* start INFORMATION SHOWN *

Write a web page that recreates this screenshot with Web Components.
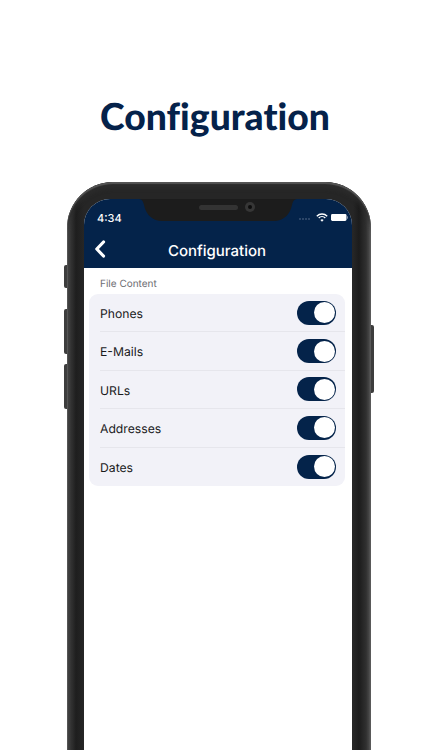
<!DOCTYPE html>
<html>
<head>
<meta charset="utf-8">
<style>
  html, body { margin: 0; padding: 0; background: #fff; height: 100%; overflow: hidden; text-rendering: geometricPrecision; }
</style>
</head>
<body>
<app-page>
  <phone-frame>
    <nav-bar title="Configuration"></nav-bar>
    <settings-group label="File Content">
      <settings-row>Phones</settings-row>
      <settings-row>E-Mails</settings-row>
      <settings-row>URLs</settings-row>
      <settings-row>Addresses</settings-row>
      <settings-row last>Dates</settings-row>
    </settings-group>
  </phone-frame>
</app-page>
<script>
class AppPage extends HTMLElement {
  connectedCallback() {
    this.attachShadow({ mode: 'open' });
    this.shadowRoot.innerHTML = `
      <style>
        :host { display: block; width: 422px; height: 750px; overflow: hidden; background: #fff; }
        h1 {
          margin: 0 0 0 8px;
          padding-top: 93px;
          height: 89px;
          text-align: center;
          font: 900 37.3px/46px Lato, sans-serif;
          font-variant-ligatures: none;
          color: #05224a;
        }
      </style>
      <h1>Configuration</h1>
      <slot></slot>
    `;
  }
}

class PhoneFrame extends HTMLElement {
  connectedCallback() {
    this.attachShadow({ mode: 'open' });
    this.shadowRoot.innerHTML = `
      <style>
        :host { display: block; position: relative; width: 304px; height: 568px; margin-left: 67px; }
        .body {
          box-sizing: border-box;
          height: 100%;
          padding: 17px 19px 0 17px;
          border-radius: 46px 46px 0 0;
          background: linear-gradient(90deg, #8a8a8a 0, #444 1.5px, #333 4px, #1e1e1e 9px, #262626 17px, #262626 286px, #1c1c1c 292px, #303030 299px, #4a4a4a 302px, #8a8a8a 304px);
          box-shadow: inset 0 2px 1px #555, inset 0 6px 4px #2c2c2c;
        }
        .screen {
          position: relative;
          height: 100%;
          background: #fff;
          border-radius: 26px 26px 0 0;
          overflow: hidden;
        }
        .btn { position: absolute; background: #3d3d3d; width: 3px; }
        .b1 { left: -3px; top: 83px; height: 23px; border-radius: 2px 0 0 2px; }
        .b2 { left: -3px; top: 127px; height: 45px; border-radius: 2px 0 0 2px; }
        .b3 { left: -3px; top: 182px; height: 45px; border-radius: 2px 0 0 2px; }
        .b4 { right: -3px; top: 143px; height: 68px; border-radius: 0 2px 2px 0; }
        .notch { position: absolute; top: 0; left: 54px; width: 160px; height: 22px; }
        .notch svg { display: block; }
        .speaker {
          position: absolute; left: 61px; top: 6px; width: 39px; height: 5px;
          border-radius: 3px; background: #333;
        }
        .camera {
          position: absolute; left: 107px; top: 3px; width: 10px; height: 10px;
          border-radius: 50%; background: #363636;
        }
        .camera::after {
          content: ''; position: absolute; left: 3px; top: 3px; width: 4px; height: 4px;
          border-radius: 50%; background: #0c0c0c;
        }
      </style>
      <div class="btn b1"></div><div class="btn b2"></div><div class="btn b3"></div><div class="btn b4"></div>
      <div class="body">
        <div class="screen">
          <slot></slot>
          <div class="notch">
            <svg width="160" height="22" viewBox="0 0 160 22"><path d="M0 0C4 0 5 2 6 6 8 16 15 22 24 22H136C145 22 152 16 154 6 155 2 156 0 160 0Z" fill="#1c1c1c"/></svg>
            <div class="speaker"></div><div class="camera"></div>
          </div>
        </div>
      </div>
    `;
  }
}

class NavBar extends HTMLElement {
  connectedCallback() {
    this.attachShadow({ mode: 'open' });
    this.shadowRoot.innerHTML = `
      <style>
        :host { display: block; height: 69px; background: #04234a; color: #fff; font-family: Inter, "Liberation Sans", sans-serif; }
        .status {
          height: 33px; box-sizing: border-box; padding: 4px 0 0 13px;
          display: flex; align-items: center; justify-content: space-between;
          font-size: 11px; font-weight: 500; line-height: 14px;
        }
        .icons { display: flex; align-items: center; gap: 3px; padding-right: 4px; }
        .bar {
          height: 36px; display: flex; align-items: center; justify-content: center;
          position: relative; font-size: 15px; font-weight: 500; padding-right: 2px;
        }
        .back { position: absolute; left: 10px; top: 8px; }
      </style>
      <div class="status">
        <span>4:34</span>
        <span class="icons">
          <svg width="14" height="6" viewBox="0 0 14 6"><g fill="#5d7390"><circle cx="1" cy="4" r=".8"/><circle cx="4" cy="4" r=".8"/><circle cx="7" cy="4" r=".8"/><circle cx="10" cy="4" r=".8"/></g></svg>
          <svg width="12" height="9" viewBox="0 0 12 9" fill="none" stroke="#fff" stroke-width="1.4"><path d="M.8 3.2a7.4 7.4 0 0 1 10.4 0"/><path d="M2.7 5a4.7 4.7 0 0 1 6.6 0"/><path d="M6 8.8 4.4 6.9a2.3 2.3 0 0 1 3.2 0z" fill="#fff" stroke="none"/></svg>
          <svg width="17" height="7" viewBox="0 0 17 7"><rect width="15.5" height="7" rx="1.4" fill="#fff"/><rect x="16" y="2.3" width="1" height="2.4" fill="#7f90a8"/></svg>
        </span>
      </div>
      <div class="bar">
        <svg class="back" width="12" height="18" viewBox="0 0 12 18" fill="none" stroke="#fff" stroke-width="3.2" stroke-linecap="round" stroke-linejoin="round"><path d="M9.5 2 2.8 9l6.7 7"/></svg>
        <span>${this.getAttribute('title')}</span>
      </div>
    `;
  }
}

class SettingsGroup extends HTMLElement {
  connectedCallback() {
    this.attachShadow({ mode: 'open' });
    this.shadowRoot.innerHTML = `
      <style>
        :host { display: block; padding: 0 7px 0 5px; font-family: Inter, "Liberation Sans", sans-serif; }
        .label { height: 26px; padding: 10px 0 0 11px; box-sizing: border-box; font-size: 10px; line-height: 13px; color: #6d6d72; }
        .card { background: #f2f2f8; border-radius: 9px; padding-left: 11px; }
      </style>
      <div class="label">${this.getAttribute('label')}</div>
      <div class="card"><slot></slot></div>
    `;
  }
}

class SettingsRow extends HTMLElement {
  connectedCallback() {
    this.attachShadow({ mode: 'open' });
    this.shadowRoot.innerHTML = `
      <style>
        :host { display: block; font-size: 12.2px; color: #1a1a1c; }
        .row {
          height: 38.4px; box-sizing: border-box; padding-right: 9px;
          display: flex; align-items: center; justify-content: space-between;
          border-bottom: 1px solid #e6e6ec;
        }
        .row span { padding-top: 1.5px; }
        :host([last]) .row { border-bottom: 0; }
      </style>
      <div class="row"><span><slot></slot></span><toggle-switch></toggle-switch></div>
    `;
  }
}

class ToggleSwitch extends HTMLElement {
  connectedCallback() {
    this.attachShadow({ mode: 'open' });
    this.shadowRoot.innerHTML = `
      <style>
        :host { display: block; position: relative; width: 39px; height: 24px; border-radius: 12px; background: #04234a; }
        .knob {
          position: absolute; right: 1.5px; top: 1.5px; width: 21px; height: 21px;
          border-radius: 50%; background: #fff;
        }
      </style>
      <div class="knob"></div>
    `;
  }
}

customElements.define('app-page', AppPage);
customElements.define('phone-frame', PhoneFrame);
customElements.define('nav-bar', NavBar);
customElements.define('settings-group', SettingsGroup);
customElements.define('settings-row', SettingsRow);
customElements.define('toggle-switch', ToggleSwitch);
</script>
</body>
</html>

* end INFORMATION SHOWN *

WHAT IS ASKED: Go through the listing above and write it all out exactly, leaving out any picture.

EXERCISE RESULT:
Write a web page that recreates this screenshot with Web Components.
<!DOCTYPE html>
<html>
<head>
<meta charset="utf-8">
<style>
  html, body { margin: 0; padding: 0; background: #fff; height: 100%; overflow: hidden; text-rendering: geometricPrecision; }
</style>
</head>
<body>
<app-page>
  <phone-frame>
    <nav-bar title="Configuration"></nav-bar>
    <settings-group label="File Content">
      <settings-row>Phones</settings-row>
      <settings-row>E-Mails</settings-row>
      <settings-row>URLs</settings-row>
      <settings-row>Addresses</settings-row>
      <settings-row last>Dates</settings-row>
    </settings-group>
  </phone-frame>
</app-page>
<script>
class AppPage extends HTMLElement {
  connectedCallback() {
    this.attachShadow({ mode: 'open' });
    this.shadowRoot.innerHTML = `
      <style>
        :host { display: block; width: 422px; height: 750px; overflow: hidden; background: #fff; }
        h1 {
          margin: 0 0 0 8px;
          padding-top: 93px;
          height: 89px;
          text-align: center;
          font: 900 37.3px/46px Lato, sans-serif;
          font-variant-ligatures: none;
          color: #05224a;
        }
      </style>
      <h1>Configuration</h1>
      <slot></slot>
    `;
  }
}

class PhoneFrame extends HTMLElement {
  connectedCallback() {
    this.attachShadow({ mode: 'open' });
    this.shadowRoot.innerHTML = `
      <style>
        :host { display: block; position: relative; width: 304px; height: 568px; margin-left: 67px; }
        .body {
          box-sizing: border-box;
          height: 100%;
          padding: 17px 19px 0 17px;
          border-radius: 46px 46px 0 0;
          background: linear-gradient(90deg, #8a8a8a 0, #444 1.5px, #333 4px, #1e1e1e 9px, #262626 17px, #262626 286px, #1c1c1c 292px, #303030 299px, #4a4a4a 302px, #8a8a8a 304px);
          box-shadow: inset 0 2px 1px #555, inset 0 6px 4px #2c2c2c;
        }
        .screen {
          position: relative;
          height: 100%;
          background: #fff;
          border-radius: 26px 26px 0 0;
          overflow: hidden;
        }
        .btn { position: absolute; background: #3d3d3d; width: 3px; }
        .b1 { left: -3px; top: 83px; height: 23px; border-radius: 2px 0 0 2px; }
        .b2 { left: -3px; top: 127px; height: 45px; border-radius: 2px 0 0 2px; }
        .b3 { left: -3px; top: 182px; height: 45px; border-radius: 2px 0 0 2px; }
        .b4 { right: -3px; top: 143px; height: 68px; border-radius: 0 2px 2px 0; }
        .notch { position: absolute; top: 0; left: 54px; width: 160px; height: 22px; }
        .notch svg { display: block; }
        .speaker {
          position: absolute; left: 61px; top: 6px; width: 39px; height: 5px;
          border-radius: 3px; background: #333;
        }
        .camera {
          position: absolute; left: 107px; top: 3px; width: 10px; height: 10px;
          border-radius: 50%; background: #363636;
        }
        .camera::after {
          content: ''; position: absolute; left: 3px; top: 3px; width: 4px; height: 4px;
          border-radius: 50%; background: #0c0c0c;
        }
      </style>
      <div class="btn b1"></div><div class="btn b2"></div><div class="btn b3"></div><div class="btn b4"></div>
      <div class="body">
        <div class="screen">
          <slot></slot>
          <div class="notch">
            <svg width="160" height="22" viewBox="0 0 160 22"><path d="M0 0C4 0 5 2 6 6 8 16 15 22 24 22H136C145 22 152 16 154 6 155 2 156 0 160 0Z" fill="#1c1c1c"/></svg>
            <div class="speaker"></div><div class="camera"></div>
          </div>
        </div>
      </div>
    `;
  }
}

class NavBar extends HTMLElement {
  connectedCallback() {
    this.attachShadow({ mode: 'open' });
    this.shadowRoot.innerHTML = `
      <style>
        :host { display: block; height: 69px; background: #04234a; color: #fff; font-family: Inter, "Liberation Sans", sans-serif; }
        .status {
          height: 33px; box-sizing: border-box; padding: 4px 0 0 13px;
          display: flex; align-items: center; justify-content: space-between;
          font-size: 11px; font-weight: 500; line-height: 14px;
        }
        .icons { display: flex; align-items: center; gap: 3px; padding-right: 4px; }
        .bar {
          height: 36px; display: flex; align-items: center; justify-content: center;
          position: relative; font-size: 15px; font-weight: 500; padding-right: 2px;
        }
        .back { position: absolute; left: 10px; top: 8px; }
      </style>
      <div class="status">
        <span>4:34</span>
        <span class="icons">
          <svg width="14" height="6" viewBox="0 0 14 6"><g fill="#5d7390"><circle cx="1" cy="4" r=".8"/><circle cx="4" cy="4" r=".8"/><circle cx="7" cy="4" r=".8"/><circle cx="10" cy="4" r=".8"/></g></svg>
          <svg width="12" height="9" viewBox="0 0 12 9" fill="none" stroke="#fff" stroke-width="1.4"><path d="M.8 3.2a7.4 7.4 0 0 1 10.4 0"/><path d="M2.7 5a4.7 4.7 0 0 1 6.6 0"/><path d="M6 8.8 4.4 6.9a2.3 2.3 0 0 1 3.2 0z" fill="#fff" stroke="none"/></svg>
          <svg width="17" height="7" viewBox="0 0 17 7"><rect width="15.5" height="7" rx="1.4" fill="#fff"/><rect x="16" y="2.3" width="1" height="2.4" fill="#7f90a8"/></svg>
        </span>
      </div>
      <div class="bar">
        <svg class="back" width="12" height="18" viewBox="0 0 12 18" fill="none" stroke="#fff" stroke-width="3.2" stroke-linecap="round" stroke-linejoin="round"><path d="M9.5 2 2.8 9l6.7 7"/></svg>
        <span>${this.getAttribute('title')}</span>
      </div>
    `;
  }
}

class SettingsGroup extends HTMLElement {
  connectedCallback() {
    this.attachShadow({ mode: 'open' });
    this.shadowRoot.innerHTML = `
      <style>
        :host { display: block; padding: 0 7px 0 5px; font-family: Inter, "Liberation Sans", sans-serif; }
        .label { height: 26px; padding: 10px 0 0 11px; box-sizing: border-box; font-size: 10px; line-height: 13px; color: #6d6d72; }
        .card { background: #f2f2f8; border-radius: 9px; padding-left: 11px; }
      </style>
      <div class="label">${this.getAttribute('label')}</div>
      <div class="card"><slot></slot></div>
    `;
  }
}

class SettingsRow extends HTMLElement {
  connectedCallback() {
    this.attachShadow({ mode: 'open' });
    this.shadowRoot.innerHTML = `
      <style>
        :host { display: block; font-size: 12.2px; color: #1a1a1c; }
        .row {
          height: 38.4px; box-sizing: border-box; padding-right: 9px;
          display: flex; align-items: center; justify-content: space-between;
          border-bottom: 1px solid #e6e6ec;
        }
        .row span { padding-top: 1.5px; }
        :host([last]) .row { border-bottom: 0; }
      </style>
      <div class="row"><span><slot></slot></span><toggle-switch></toggle-switch></div>
    `;
  }
}

class ToggleSwitch extends HTMLElement {
  connectedCallback() {
    this.attachShadow({ mode: 'open' });
    this.shadowRoot.innerHTML = `
      <style>
        :host { display: block; position: relative; width: 39px; height: 24px; border-radius: 12px; background: #04234a; }
        .knob {
          position: absolute; right: 1.5px; top: 1.5px; width: 21px; height: 21px;
          border-radius: 50%; background: #fff;
        }
      </style>
      <div class="knob"></div>
    `;
  }
}

customElements.define('app-page', AppPage);
customElements.define('phone-frame', PhoneFrame);
customElements.define('nav-bar', NavBar);
customElements.define('settings-group', SettingsGroup);
customElements.define('settings-row', SettingsRow);
customElements.define('toggle-switch', ToggleSwitch);
</script>
</body>
</html>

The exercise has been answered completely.